Report the count of lines that carry the string "index", and add nothing.

Dataset extract:
■ ■ ■

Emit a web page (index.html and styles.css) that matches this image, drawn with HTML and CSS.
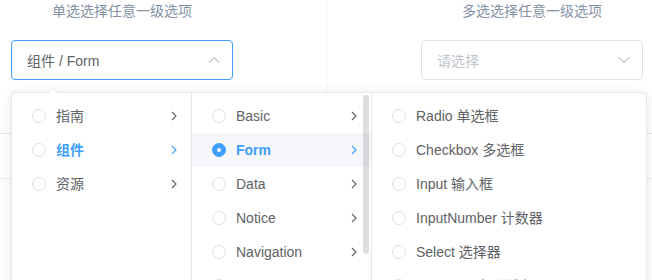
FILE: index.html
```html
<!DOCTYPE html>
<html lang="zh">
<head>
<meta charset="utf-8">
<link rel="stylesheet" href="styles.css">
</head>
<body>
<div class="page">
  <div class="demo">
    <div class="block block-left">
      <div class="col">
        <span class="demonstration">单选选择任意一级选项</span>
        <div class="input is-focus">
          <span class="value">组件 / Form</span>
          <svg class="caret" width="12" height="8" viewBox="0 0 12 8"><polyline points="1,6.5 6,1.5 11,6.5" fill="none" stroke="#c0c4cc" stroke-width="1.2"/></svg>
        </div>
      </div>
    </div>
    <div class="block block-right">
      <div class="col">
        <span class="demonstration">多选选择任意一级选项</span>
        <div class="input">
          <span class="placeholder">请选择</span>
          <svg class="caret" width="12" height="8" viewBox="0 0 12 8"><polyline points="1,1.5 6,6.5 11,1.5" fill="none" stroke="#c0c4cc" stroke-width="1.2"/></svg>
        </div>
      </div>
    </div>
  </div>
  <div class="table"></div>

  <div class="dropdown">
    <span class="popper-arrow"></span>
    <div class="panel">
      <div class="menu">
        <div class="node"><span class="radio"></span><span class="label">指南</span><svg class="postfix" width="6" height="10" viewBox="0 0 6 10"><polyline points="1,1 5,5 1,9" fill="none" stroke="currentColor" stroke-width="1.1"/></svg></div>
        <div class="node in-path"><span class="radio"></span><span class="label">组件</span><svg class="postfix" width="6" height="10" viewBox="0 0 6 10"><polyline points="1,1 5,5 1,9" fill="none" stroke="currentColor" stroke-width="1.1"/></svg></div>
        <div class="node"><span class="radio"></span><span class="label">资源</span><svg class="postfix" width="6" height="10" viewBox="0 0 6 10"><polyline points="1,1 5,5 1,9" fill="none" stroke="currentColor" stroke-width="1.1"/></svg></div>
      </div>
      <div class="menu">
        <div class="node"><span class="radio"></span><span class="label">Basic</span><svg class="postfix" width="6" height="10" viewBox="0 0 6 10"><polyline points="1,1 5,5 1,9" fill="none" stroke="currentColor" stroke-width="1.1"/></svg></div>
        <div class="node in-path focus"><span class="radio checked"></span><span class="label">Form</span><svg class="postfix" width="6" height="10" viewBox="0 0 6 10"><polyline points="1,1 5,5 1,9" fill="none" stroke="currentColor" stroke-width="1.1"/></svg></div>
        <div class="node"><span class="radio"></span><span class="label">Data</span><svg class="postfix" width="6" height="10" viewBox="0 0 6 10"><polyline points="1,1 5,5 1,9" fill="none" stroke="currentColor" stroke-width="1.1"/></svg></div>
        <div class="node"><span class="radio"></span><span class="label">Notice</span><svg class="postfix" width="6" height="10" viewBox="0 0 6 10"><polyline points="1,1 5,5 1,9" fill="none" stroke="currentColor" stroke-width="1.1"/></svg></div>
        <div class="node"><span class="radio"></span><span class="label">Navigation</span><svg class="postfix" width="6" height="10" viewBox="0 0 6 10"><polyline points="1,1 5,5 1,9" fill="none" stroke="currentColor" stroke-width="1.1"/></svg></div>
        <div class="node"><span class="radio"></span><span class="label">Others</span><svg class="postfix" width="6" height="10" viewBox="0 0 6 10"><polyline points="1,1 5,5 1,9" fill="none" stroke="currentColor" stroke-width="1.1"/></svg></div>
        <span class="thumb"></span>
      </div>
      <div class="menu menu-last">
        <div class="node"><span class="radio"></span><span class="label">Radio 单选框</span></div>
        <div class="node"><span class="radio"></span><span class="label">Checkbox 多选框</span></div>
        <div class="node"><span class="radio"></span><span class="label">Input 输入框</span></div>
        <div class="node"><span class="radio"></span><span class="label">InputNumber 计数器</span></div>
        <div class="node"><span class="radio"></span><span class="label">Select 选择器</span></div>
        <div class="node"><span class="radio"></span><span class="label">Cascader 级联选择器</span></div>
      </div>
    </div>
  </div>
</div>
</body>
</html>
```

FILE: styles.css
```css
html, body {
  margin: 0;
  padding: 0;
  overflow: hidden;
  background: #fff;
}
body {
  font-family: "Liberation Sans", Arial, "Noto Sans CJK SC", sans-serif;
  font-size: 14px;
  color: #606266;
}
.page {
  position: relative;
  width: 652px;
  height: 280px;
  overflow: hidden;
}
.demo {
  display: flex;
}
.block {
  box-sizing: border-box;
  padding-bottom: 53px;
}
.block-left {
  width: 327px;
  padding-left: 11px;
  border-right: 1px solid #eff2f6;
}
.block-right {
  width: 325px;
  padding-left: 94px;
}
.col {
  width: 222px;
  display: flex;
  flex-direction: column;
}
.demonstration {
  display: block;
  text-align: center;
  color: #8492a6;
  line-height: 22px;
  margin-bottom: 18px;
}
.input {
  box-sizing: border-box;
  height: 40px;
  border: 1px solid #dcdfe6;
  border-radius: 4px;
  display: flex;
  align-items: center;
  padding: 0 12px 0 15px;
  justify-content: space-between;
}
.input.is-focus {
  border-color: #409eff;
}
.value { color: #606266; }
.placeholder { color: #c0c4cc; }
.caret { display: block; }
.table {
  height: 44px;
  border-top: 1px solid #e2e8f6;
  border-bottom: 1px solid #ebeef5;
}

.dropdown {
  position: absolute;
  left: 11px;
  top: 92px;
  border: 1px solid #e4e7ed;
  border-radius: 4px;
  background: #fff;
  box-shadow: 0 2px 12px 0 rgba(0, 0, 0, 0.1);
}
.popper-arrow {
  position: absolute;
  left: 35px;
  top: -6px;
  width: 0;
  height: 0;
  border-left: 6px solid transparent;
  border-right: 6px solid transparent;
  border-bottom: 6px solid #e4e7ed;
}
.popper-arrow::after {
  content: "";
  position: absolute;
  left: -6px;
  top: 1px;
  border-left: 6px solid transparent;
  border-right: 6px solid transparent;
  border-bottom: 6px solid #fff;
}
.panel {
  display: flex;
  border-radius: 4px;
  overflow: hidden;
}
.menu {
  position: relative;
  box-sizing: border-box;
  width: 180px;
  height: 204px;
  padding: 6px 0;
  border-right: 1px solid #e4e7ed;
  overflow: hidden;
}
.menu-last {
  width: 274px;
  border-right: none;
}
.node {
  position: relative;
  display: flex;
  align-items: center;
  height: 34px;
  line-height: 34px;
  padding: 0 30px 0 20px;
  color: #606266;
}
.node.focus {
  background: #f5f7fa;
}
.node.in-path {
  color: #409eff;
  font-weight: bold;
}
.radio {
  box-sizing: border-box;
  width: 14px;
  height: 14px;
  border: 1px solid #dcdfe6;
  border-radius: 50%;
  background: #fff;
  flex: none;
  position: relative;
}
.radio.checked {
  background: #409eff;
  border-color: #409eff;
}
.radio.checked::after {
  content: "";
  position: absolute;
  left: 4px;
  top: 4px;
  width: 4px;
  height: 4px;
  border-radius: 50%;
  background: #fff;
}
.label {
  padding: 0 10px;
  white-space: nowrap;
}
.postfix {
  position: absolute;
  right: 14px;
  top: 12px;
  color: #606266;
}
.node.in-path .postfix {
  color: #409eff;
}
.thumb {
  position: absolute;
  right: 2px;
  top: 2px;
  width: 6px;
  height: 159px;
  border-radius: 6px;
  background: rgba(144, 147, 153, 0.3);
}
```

■ ■ ■

Task solution:
2